Let’s imagine the inverse scenario in which you travel in a spaceship away from earth to a new planet far away and you never expect to come back. The new planet has a million elephants on it, old earth has only 1000 thousand elephants left on it. Imagine the alternative scenario in which you never leave earth and stay with the 1000 elephants, and also never expect to leave for any other planet. Would you pay the same amount to save the 1000 elephants on earth in either case?

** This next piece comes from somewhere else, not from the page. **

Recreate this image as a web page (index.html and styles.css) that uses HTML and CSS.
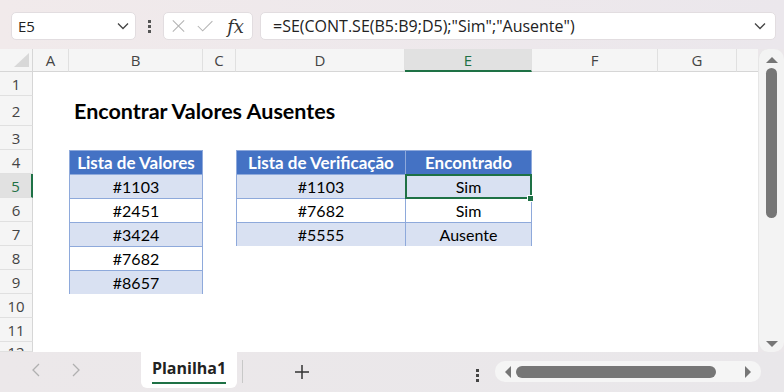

To make this concrete, the two compared scenarios are:
1. You are on earth, there are a million elephants on a far away planet you never expect to see, and you are offered a trade to save the last 1000 animals on earth
2. You are on a distant planet with a million elephants on it, far away earth’s last 1000 elephants are about to die and you are offered a trade to save them
If so, how is this different from the scenario in which there are a million elephants in a bunker you will never visit? Also, does this mean that your moral evaluation of the same group of animals changes as you travel in a spaceship from one planet to another?
(Also, in considering these, try to control for as much of the secondary benefits of elephants as possible. I.e. maybe imagine that you are the last human and try to account for the potential technological, hedonic and cultural benefits of having elephants around)
I don’t think everyone who agrees with the OP would agree with this statement. At least I do not. Though this feels more like arguing definitions in a way that is less likely to result in much productive discourse.
Well, as far as the prevalence of my view goes, I can’t speak to that. But I do not think this is a matter of arguing definitions—rather, it’s a real difference in values. Lanrian’s comment elsethread mentions one important category of difference here.
Oh, sorry. I didn’t mean to imply that there isn’t a real difference here. I was just commenting on the specific statement “the appropriate description would be” which does seem primarily to be a statement about wording, and not about ethics.